As we have seen in class, Heckman (74) offers a way for us to correct the our regression in order to recover our structural parameters. We need to understand how the error term in the hour regression correlates with the labor participation decision.

Question 3 Following what we did in class, and using the class note, derive the expression for the Heckman correction term as a function of known parameters. In other words, derive \(E( a \xi_i + \epsilon_i | lfp=1)\).

Construction of this epxression requires us to recover the parameters \(\delta/\sigma_xi,\delta_0/\sigma_xi\). We can get these by running a probit of participation on \(Z_i\).

fit2 = glm(lfp ~ Z,simdata,family = binomial(link = "probit"))

Question 4 Check that the regression does recover correctly the coefficients.
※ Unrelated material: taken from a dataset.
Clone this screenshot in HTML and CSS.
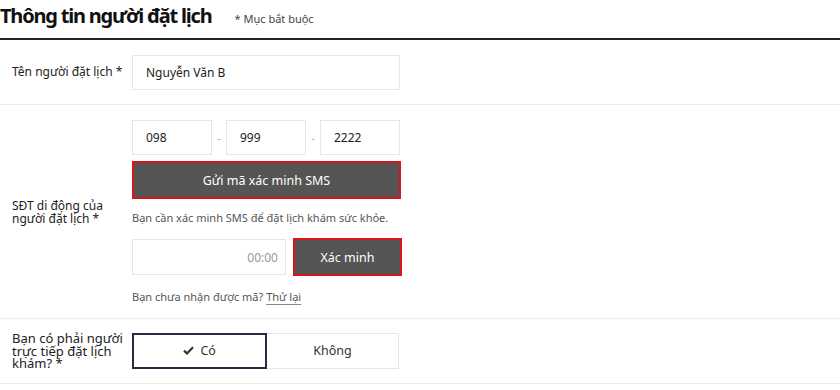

Use them to construct the inverse Mills ratio. Use the correction you created and show that the regression with this extra term delivers the correct estimates for \(\gamma\) even in the case where \(a\neq 0\).

Repeated cross-section

Lastly we want to replicate the approach of Blundell, Duncan and Meghir (1998) paper . The paper relies on the assumption that the endogeneity term can be expressed as a the sum of a term which is group specific and a term which is time specific. To achieve this structure we simply change the distribution of the \(\xi\) and make it an exponential, to be precise, assume that \(-\xi\) is distributed according to an exponential.

Question 5 Given that for the exponential distribution we have that \(E[ X | X > a] = 1+ a\), express the new conditional mean of \(\xi\) in the regression of log-hours on log-wages and X. Show that it can be writen at a linear term in \(\delta_0\) and \(Z_i\).

In estimation however we do not want to stricly rely on the linearity in \(Z\) and hence we are going to follow the procedure in the paper and bin the \(Z\) variable and rely on variation in time. The following code will simulate two cross-sections of data (not a panel). The difference from period 1 to 2 will be reflected in a change in the return to \(X\) and a change in the intercept of the labor force participation intercept.

simulate <- function(p,N,t) {
  simdata = data.table(i=1:N,X=rnorm(N))
  
  # simulating variables
  simdata[,X := rnorm(N)]
  simdata[,Z := rnorm(N)]
  simdata[,u := rnorm(N)]
  simdata[,lw := p$eta*X + Z + 0.2*u ]  # log wage
  
  simdata[,xi := -rexp(N)]
  simdata[,lr := lw + p$delta0 + p$delta*Z + xi]; # log home productivity
  
  simdata[,eps:=rnorm(N)*0.2]
  simdata[,beta := exp(p$nu*X  + p$a*xi +  eps)]; # heterogenous beta coefficient
  
  # compute decision variables
  simdata[, lfp := log(p$rho) + lw >= lr] # labor force participation
  simdata[, h   := (p$rho * exp(lw)/beta)^(1/p$gamma)] # hours
  
  # make hours and wages unobserved in case individual doesn't work
  simdata[lfp==FALSE,h:=NA][lfp==FALSE,lw:=NA]
  simdata[,mean(lfp)]
  
  # store time
  simdata[, t := t]
  return(simdata)
}

p  = list(gamma = 0.8,beta=1,a=1,rho=1,eta=0.2,delta=-1.0,delta0=-0.1,nu=0.5) # parameters
N=50000  # size of the simulation

# simulate period 1 
sim1  = simulate(p,N,1); 
p$eta = 0.4; p$delta0 = -1.1
# simulate period 2 with different eta and delta0 (incuding intercept shifts and variation in wages)
sim2 = simulate(p,N,2); 
simdata = rbind(sim1,sim2) # combine the two periods

Question 6 Run the regression of log-hours on log-wages and X how describe the bias in the recovered parameters. Similary compute the inverse Mills Ratio, include in the regression and comment on the value of the estimate parameters. Is it still biased?

Question 7 Finally slice the \(Z\) variables into deciles (or more splits) and regress log-hours on log-wage, X, dummies for each of the bins, and time \(t\). This mimics the procedure of Blundell Duncan Meghir, does this recovers a coefficient closer to the estimand of interest?